#### Task requirements:
Provide the number of lines where the word "React" occurs, and no other text.

#### Data shown:

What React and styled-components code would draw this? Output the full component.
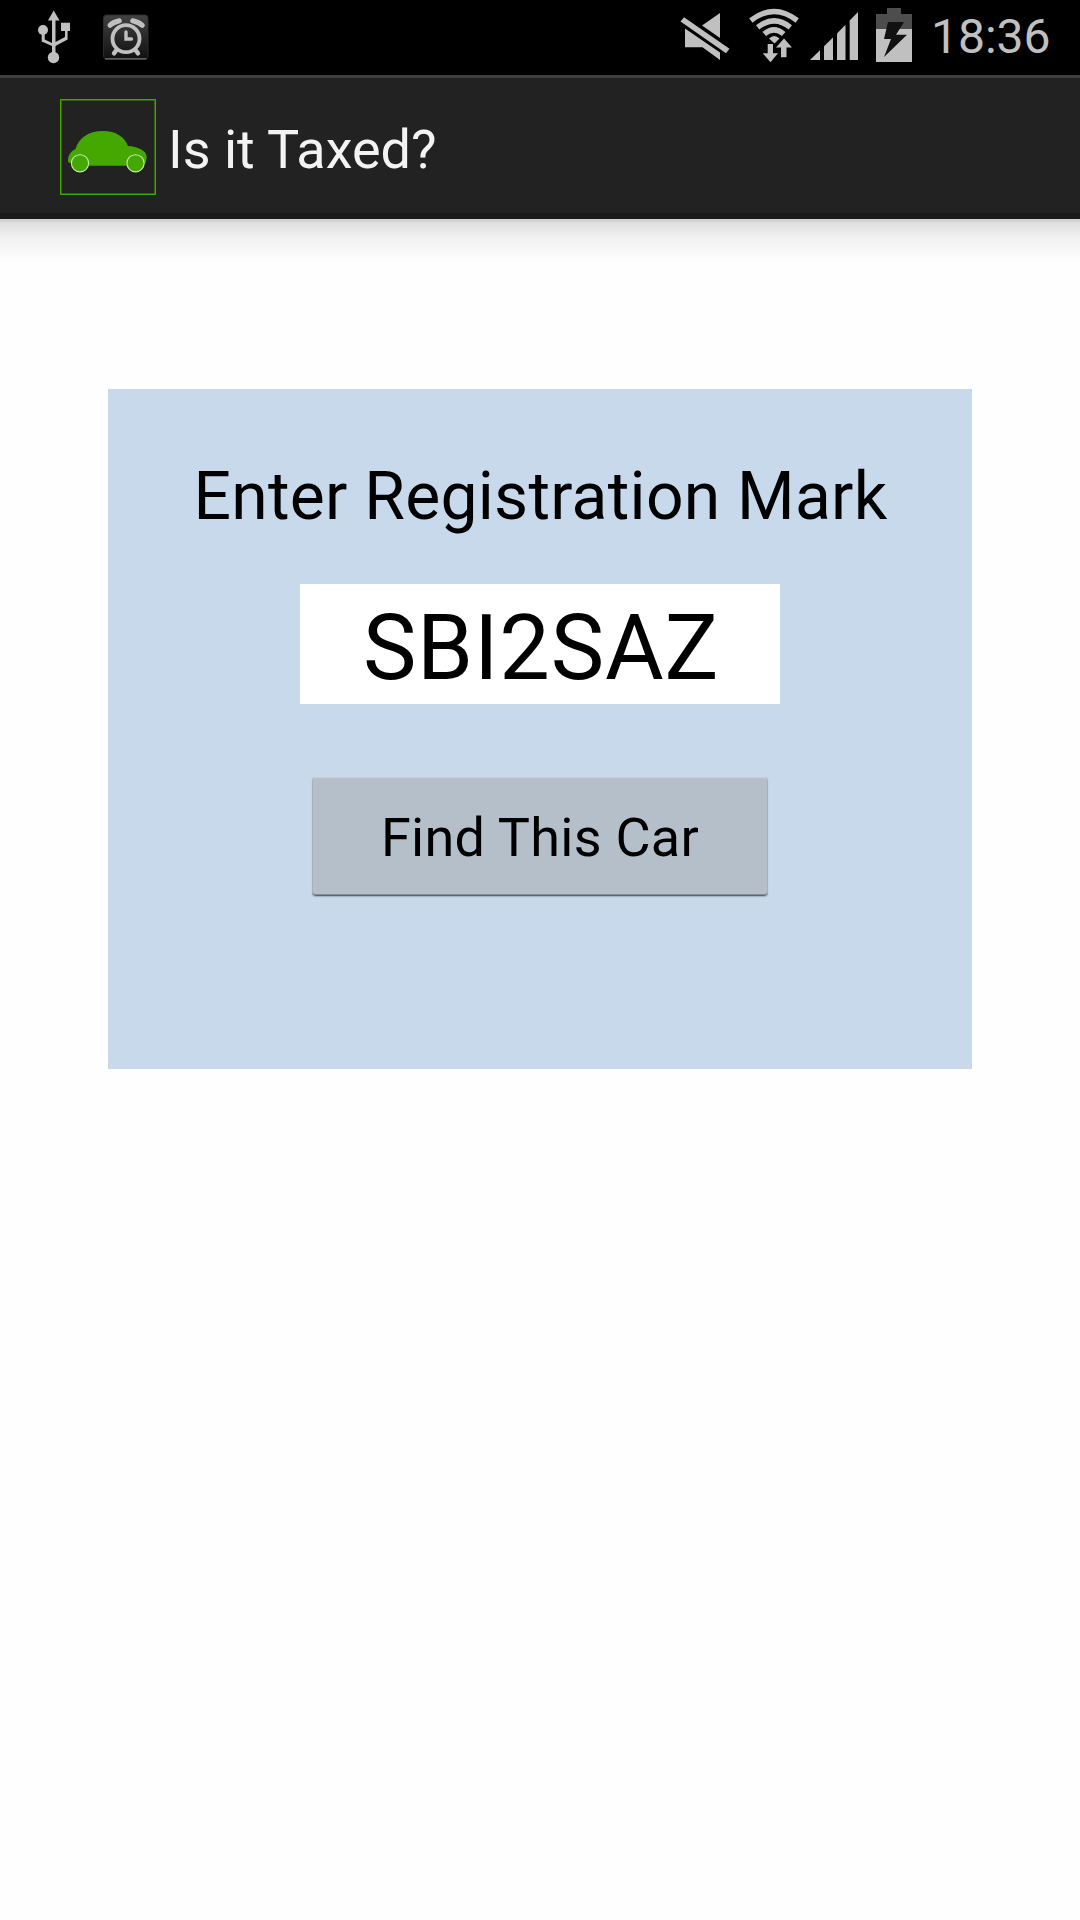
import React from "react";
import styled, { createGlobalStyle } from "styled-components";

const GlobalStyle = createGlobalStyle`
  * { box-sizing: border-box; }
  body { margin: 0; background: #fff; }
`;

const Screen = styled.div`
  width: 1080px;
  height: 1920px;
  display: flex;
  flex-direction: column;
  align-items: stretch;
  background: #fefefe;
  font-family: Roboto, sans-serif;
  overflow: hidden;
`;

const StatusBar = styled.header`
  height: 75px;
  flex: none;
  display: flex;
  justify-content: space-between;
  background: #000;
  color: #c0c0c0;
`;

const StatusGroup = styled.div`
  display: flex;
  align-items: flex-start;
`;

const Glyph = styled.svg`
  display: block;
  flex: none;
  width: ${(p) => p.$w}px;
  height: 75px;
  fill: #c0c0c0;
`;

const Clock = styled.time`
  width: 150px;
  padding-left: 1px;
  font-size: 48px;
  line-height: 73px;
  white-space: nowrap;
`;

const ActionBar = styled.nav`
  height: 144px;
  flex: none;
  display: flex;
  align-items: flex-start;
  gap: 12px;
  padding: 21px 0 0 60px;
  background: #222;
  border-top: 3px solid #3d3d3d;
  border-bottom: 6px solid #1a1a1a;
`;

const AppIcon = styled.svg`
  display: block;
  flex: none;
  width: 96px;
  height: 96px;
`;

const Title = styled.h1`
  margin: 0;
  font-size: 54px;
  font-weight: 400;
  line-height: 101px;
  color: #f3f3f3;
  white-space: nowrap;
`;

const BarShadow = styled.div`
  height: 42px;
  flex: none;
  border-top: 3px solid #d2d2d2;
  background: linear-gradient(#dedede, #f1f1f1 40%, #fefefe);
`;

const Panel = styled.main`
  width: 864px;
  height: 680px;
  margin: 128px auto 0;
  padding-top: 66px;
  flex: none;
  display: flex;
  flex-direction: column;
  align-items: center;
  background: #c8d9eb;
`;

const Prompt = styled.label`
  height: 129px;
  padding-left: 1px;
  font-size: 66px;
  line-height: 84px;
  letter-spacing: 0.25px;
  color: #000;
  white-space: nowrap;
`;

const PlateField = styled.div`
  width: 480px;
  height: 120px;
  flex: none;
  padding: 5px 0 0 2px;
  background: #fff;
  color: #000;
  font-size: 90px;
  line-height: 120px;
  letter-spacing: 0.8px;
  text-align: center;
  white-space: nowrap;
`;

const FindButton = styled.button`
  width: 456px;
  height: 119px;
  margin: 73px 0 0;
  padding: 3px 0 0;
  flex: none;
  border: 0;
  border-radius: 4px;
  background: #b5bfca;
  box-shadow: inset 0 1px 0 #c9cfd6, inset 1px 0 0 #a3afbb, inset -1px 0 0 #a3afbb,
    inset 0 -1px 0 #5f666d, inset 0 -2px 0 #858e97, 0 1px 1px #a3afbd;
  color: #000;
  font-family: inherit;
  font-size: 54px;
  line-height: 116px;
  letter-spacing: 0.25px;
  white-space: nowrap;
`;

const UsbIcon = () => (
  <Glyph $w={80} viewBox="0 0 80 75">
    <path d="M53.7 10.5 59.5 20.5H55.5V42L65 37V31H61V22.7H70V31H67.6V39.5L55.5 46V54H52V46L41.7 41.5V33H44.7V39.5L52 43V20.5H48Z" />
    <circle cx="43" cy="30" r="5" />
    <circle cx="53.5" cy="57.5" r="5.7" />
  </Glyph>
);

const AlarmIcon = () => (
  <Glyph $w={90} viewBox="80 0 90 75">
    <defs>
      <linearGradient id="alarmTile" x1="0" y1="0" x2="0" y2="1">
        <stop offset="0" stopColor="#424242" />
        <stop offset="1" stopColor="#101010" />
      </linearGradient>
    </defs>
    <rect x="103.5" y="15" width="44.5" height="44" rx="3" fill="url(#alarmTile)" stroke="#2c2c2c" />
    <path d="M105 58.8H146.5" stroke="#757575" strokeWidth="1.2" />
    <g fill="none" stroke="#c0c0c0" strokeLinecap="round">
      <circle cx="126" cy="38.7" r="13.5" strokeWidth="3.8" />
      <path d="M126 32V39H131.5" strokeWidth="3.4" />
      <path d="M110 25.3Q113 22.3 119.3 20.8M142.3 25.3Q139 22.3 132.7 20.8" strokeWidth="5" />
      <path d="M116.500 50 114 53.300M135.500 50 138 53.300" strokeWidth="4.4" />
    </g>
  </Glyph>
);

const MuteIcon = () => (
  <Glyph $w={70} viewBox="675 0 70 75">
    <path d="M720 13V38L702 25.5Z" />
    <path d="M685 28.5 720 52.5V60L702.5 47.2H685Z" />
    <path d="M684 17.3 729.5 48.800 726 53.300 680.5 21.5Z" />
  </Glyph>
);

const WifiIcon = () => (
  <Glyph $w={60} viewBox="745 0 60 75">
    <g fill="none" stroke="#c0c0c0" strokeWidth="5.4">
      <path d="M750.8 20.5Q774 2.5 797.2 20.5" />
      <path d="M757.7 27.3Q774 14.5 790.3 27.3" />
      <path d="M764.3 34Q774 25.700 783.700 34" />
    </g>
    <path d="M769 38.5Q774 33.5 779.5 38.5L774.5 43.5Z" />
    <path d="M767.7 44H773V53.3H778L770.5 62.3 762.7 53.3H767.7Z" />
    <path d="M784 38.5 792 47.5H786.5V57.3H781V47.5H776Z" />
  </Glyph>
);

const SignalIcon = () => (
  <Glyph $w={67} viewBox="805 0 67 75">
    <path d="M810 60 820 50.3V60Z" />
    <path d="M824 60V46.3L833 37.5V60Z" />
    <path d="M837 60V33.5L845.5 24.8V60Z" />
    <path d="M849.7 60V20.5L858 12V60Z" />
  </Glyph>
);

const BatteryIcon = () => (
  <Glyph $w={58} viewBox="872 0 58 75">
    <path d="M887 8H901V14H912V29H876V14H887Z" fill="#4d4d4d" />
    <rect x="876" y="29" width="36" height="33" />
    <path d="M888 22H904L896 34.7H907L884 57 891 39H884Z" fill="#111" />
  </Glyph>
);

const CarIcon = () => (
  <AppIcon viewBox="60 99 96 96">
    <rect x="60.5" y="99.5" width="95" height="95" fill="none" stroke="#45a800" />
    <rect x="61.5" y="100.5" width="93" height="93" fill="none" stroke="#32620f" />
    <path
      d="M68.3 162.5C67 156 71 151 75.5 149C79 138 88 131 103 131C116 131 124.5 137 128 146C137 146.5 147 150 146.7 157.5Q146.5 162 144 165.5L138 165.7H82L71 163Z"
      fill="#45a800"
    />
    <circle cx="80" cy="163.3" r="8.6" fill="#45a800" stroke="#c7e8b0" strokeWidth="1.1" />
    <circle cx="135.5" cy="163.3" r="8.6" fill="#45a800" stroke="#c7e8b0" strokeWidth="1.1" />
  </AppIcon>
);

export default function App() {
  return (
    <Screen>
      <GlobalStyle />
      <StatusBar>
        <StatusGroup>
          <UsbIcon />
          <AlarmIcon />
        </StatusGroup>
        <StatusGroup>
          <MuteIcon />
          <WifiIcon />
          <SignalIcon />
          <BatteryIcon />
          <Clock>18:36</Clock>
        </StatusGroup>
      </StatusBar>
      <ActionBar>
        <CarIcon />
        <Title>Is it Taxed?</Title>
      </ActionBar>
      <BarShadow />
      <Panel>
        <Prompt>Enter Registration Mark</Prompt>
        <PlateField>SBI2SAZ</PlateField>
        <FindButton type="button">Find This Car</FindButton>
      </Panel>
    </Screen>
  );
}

#### Right answer:
2